--- Start Data ---

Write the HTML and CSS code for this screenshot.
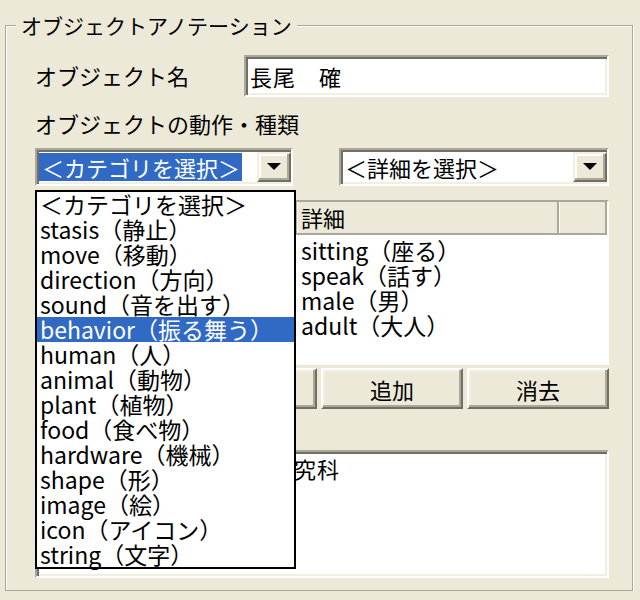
FILE: index.html
```html
<!DOCTYPE html>
<html lang="ja">
<head>
    <meta charset="UTF-8">
    <meta name="viewport" content="width=device-width, initial-scale=1.0">
    <title>オブジェクトアノテーション</title>
    <link rel="stylesheet" href="styles.css">
</head>
<body>
    <fieldset class="group">
        <legend>オブジェクトアノテーション</legend>

        <div class="field-row">
            <label class="field-label" for="object-name">オブジェクト名</label>
            <div class="textbox sunken" id="object-name">長尾　確</div>
        </div>

        <div class="caption">オブジェクトの動作・種類</div>

        <div class="combo-row">
            <div class="combo combo-category sunken">
                <span class="combo-text"><span class="combo-selected">＜カテゴリを選択＞</span></span>
                <span class="combo-button">
                    <svg width="14" height="8" viewBox="0 0 14 8"><polygon points="0,0 14,0 7,7" fill="#000"/></svg>
                </span>

                <!-- opened drop-down list of the category combo -->
                <ul class="dropdown">
                    <li>＜カテゴリを選択＞</li>
                    <li>stasis（静止）</li>
                    <li>move（移動）</li>
                    <li>direction（方向）</li>
                    <li>sound（音を出す）</li>
                    <li class="selected">behavior（振る舞う）</li>
                    <li>human（人）</li>
                    <li>animal（動物）</li>
                    <li>plant（植物）</li>
                    <li>food（食べ物）</li>
                    <li>hardware（機械）</li>
                    <li>shape（形）</li>
                    <li>image（絵）</li>
                    <li>icon（アイコン）</li>
                    <li>string（文字）</li>
                </ul>
            </div>
            <div class="combo combo-detail sunken">
                <span class="combo-text">＜詳細を選択＞</span>
                <span class="combo-button">
                    <svg width="14" height="8" viewBox="0 0 14 8"><polygon points="0,0 14,0 7,7" fill="#000"/></svg>
                </span>
            </div>
        </div>

        <!-- the first column is covered by the open list -->
        <div class="listview">
            <div class="lv-header">
                <div class="lv-col"></div>
                <div class="lv-col">詳細</div>
                <div class="lv-col"></div>
            </div>
            <div class="lv-body">
                <div class="lv-row"><span></span><span>sitting（座る）</span></div>
                <div class="lv-row"><span></span><span>speak（話す）</span></div>
                <div class="lv-row"><span></span><span>male（男）</span></div>
                <div class="lv-row"><span></span><span>adult（大人）</span></div>
            </div>
        </div>

        <div class="buttons">
            <button></button>
            <button>追加</button>
            <button>消去</button>
        </div>

        <div class="caption"></div>
        <div class="textarea sunken">名古屋大学　情報科学研究科</div>
    </fieldset>
</body>
</html>
```

FILE: styles.css
```css
body {
    margin: 0;
    background-color: #ece9d8;
    font-family: "Noto Sans CJK JP", sans-serif;
    font-size: 22px;
    color: #000;
}

.group {
    margin: 11px 7px 0 5px;
    padding: 16px 23px 12px 29px;
    min-width: 0;
    border: 1px solid #aca899;
    box-shadow: inset 1px 1px 0 #fff, 1px 1px 0 #fff;
}

.group legend {
    margin-left: -19px;
    padding: 0 5px;
    font-size: 21px;
    line-height: 28px;
    background-color: #ece9d8;
}

/* 3D borders */
.sunken {
    box-sizing: border-box;
    background-color: #fff;
    border: 2px solid;
    border-color: #aca899 #fff #fff #aca899;
    box-shadow: inset 2px 2px 0 #716f64, inset -2px -2px 0 #f1efe2;
}

.field-row {
    display: flex;
    align-items: center;
}

.field-label {
    width: 209px;
    line-height: 28px;
    margin-top: -2px;
}

.textbox {
    flex: 1;
    height: 42px;
    padding: 0 4px;
    line-height: 38px;
    letter-spacing: 1px;
}

.caption {
    height: 28px;
    margin-top: 12px;
    line-height: 28px;
}

.combo-row {
    display: flex;
    gap: 46px;
    margin-top: 11px;
}

.combo {
    position: relative;
    display: flex;
    align-items: center;
    height: 38px;
    padding: 2px 0 2px 2px;
}

.combo-category {
    width: 258px;
}

.combo-detail {
    flex: 1;
}

.combo-text {
    flex: 1;
    padding-left: 2px;
    line-height: 28px;
    white-space: nowrap;
}

.combo-category .combo-text {
    padding-left: 0;
}

.combo-selected {
    display: inline-block;
    padding: 0 2px 0 3px;
    background-color: #316ac5;
    color: #fff;
}

.combo-button {
    display: flex;
    align-items: center;
    justify-content: center;
    box-sizing: border-box;
    width: 34px;
    height: 100%;
    background-color: #ece9d8;
    border: 2px solid;
    border-color: #f1efe2 #716f64 #716f64 #f1efe2;
    box-shadow: inset -2px -2px 0 #aca899, inset 2px 2px 0 #fff;
}

.dropdown {
    position: absolute;
    top: 40px;
    left: -2px;
    z-index: 2;
    box-sizing: border-box;
    width: 261px;
    margin: 0;
    padding: 0;
    list-style: none;
    background-color: #fff;
    border: 2px solid #000;
    font-size: 23px;
}

.dropdown li {
    padding-left: 3px;
    line-height: 25px;
    height: 25px;
    white-space: nowrap;
}

.dropdown li.selected {
    background-color: #316ac5;
    color: #fff;
}

.listview {
    margin-top: 14px;
    height: 165px;
    box-sizing: border-box;
    background-color: #fff;
    border: 2px solid;
    border-color: #aca899 #fff #fff #aca899;
    font-size: 23px;
}

.lv-header,
.lv-row {
    display: grid;
    grid-template-columns: 260px 262px 1fr;
}

.lv-header {
    height: 33px;
    background-color: #ece9d8;
    border-bottom: 2px solid #aca899;
    box-sizing: border-box;
}

.lv-col {
    padding-left: 3px;
    line-height: 31px;
    border-left: 1px solid #fff;
    border-right: 2px solid #aca899;
    white-space: nowrap;
    font-size: 22px;
}

.lv-body {
    padding-top: 3px;
}

.lv-row span {
    padding-left: 4px;
    height: 25px;
    line-height: 25px;
    white-space: nowrap;
}

.buttons {
    display: flex;
    justify-content: flex-end;
    gap: 4px;
    margin-top: 3px;
}

button {
    width: 142px;
    height: 41px;
    padding: 0;
    font-family: inherit;
    font-size: 22px;
    color: #000;
    background-color: #ece9d8;
    border: 2px solid;
    border-color: #fff #716f64 #716f64 #fff;
    box-shadow: inset -2px -2px 0 #aca899, inset 2px 2px 0 #f1efe2;
}

.buttons + .caption {
    margin-top: 6px;
    margin-bottom: 7px;
}

.textarea {
    height: 128px;
    padding: 2px 4px;
    line-height: 28px;
    letter-spacing: 1px;
}
```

--- End Data ---

Problem to solve: What is needed is an exact reproduction of the data, pictures excluded.

Solution to this exercise:
Write the HTML and CSS code for this screenshot.
FILE: index.html
```html
<!DOCTYPE html>
<html lang="ja">
<head>
    <meta charset="UTF-8">
    <meta name="viewport" content="width=device-width, initial-scale=1.0">
    <title>オブジェクトアノテーション</title>
    <link rel="stylesheet" href="styles.css">
</head>
<body>
    <fieldset class="group">
        <legend>オブジェクトアノテーション</legend>

        <div class="field-row">
            <label class="field-label" for="object-name">オブジェクト名</label>
            <div class="textbox sunken" id="object-name">長尾　確</div>
        </div>

        <div class="caption">オブジェクトの動作・種類</div>

        <div class="combo-row">
            <div class="combo combo-category sunken">
                <span class="combo-text"><span class="combo-selected">＜カテゴリを選択＞</span></span>
                <span class="combo-button">
                    <svg width="14" height="8" viewBox="0 0 14 8"><polygon points="0,0 14,0 7,7" fill="#000"/></svg>
                </span>

                <!-- opened drop-down list of the category combo -->
                <ul class="dropdown">
                    <li>＜カテゴリを選択＞</li>
                    <li>stasis（静止）</li>
                    <li>move（移動）</li>
                    <li>direction（方向）</li>
                    <li>sound（音を出す）</li>
                    <li class="selected">behavior（振る舞う）</li>
                    <li>human（人）</li>
                    <li>animal（動物）</li>
                    <li>plant（植物）</li>
                    <li>food（食べ物）</li>
                    <li>hardware（機械）</li>
                    <li>shape（形）</li>
                    <li>image（絵）</li>
                    <li>icon（アイコン）</li>
                    <li>string（文字）</li>
                </ul>
            </div>
            <div class="combo combo-detail sunken">
                <span class="combo-text">＜詳細を選択＞</span>
                <span class="combo-button">
                    <svg width="14" height="8" viewBox="0 0 14 8"><polygon points="0,0 14,0 7,7" fill="#000"/></svg>
                </span>
            </div>
        </div>

        <!-- the first column is covered by the open list -->
        <div class="listview">
            <div class="lv-header">
                <div class="lv-col"></div>
                <div class="lv-col">詳細</div>
                <div class="lv-col"></div>
            </div>
            <div class="lv-body">
                <div class="lv-row"><span></span><span>sitting（座る）</span></div>
                <div class="lv-row"><span></span><span>speak（話す）</span></div>
                <div class="lv-row"><span></span><span>male（男）</span></div>
                <div class="lv-row"><span></span><span>adult（大人）</span></div>
            </div>
        </div>

        <div class="buttons">
            <button></button>
            <button>追加</button>
            <button>消去</button>
        </div>

        <div class="caption"></div>
        <div class="textarea sunken">名古屋大学　情報科学研究科</div>
    </fieldset>
</body>
</html>
```

FILE: styles.css
```css
body {
    margin: 0;
    background-color: #ece9d8;
    font-family: "Noto Sans CJK JP", sans-serif;
    font-size: 22px;
    color: #000;
}

.group {
    margin: 11px 7px 0 5px;
    padding: 16px 23px 12px 29px;
    min-width: 0;
    border: 1px solid #aca899;
    box-shadow: inset 1px 1px 0 #fff, 1px 1px 0 #fff;
}

.group legend {
    margin-left: -19px;
    padding: 0 5px;
    font-size: 21px;
    line-height: 28px;
    background-color: #ece9d8;
}

/* 3D borders */
.sunken {
    box-sizing: border-box;
    background-color: #fff;
    border: 2px solid;
    border-color: #aca899 #fff #fff #aca899;
    box-shadow: inset 2px 2px 0 #716f64, inset -2px -2px 0 #f1efe2;
}

.field-row {
    display: flex;
    align-items: center;
}

.field-label {
    width: 209px;
    line-height: 28px;
    margin-top: -2px;
}

.textbox {
    flex: 1;
    height: 42px;
    padding: 0 4px;
    line-height: 38px;
    letter-spacing: 1px;
}

.caption {
    height: 28px;
    margin-top: 12px;
    line-height: 28px;
}

.combo-row {
    display: flex;
    gap: 46px;
    margin-top: 11px;
}

.combo {
    position: relative;
    display: flex;
    align-items: center;
    height: 38px;
    padding: 2px 0 2px 2px;
}

.combo-category {
    width: 258px;
}

.combo-detail {
    flex: 1;
}

.combo-text {
    flex: 1;
    padding-left: 2px;
    line-height: 28px;
    white-space: nowrap;
}

.combo-category .combo-text {
    padding-left: 0;
}

.combo-selected {
    display: inline-block;
    padding: 0 2px 0 3px;
    background-color: #316ac5;
    color: #fff;
}

.combo-button {
    display: flex;
    align-items: center;
    justify-content: center;
    box-sizing: border-box;
    width: 34px;
    height: 100%;
    background-color: #ece9d8;
    border: 2px solid;
    border-color: #f1efe2 #716f64 #716f64 #f1efe2;
    box-shadow: inset -2px -2px 0 #aca899, inset 2px 2px 0 #fff;
}

.dropdown {
    position: absolute;
    top: 40px;
    left: -2px;
    z-index: 2;
    box-sizing: border-box;
    width: 261px;
    margin: 0;
    padding: 0;
    list-style: none;
    background-color: #fff;
    border: 2px solid #000;
    font-size: 23px;
}

.dropdown li {
    padding-left: 3px;
    line-height: 25px;
    height: 25px;
    white-space: nowrap;
}

.dropdown li.selected {
    background-color: #316ac5;
    color: #fff;
}

.listview {
    margin-top: 14px;
    height: 165px;
    box-sizing: border-box;
    background-color: #fff;
    border: 2px solid;
    border-color: #aca899 #fff #fff #aca899;
    font-size: 23px;
}

.lv-header,
.lv-row {
    display: grid;
    grid-template-columns: 260px 262px 1fr;
}

.lv-header {
    height: 33px;
    background-color: #ece9d8;
    border-bottom: 2px solid #aca899;
    box-sizing: border-box;
}

.lv-col {
    padding-left: 3px;
    line-height: 31px;
    border-left: 1px solid #fff;
    border-right: 2px solid #aca899;
    white-space: nowrap;
    font-size: 22px;
}

.lv-body {
    padding-top: 3px;
}

.lv-row span {
    padding-left: 4px;
    height: 25px;
    line-height: 25px;
    white-space: nowrap;
}

.buttons {
    display: flex;
    justify-content: flex-end;
    gap: 4px;
    margin-top: 3px;
}

button {
    width: 142px;
    height: 41px;
    padding: 0;
    font-family: inherit;
    font-size: 22px;
    color: #000;
    background-color: #ece9d8;
    border: 2px solid;
    border-color: #fff #716f64 #716f64 #fff;
    box-shadow: inset -2px -2px 0 #aca899, inset 2px 2px 0 #f1efe2;
}

.buttons + .caption {
    margin-top: 6px;
    margin-bottom: 7px;
}

.textarea {
    height: 128px;
    padding: 2px 4px;
    line-height: 28px;
    letter-spacing: 1px;
}
```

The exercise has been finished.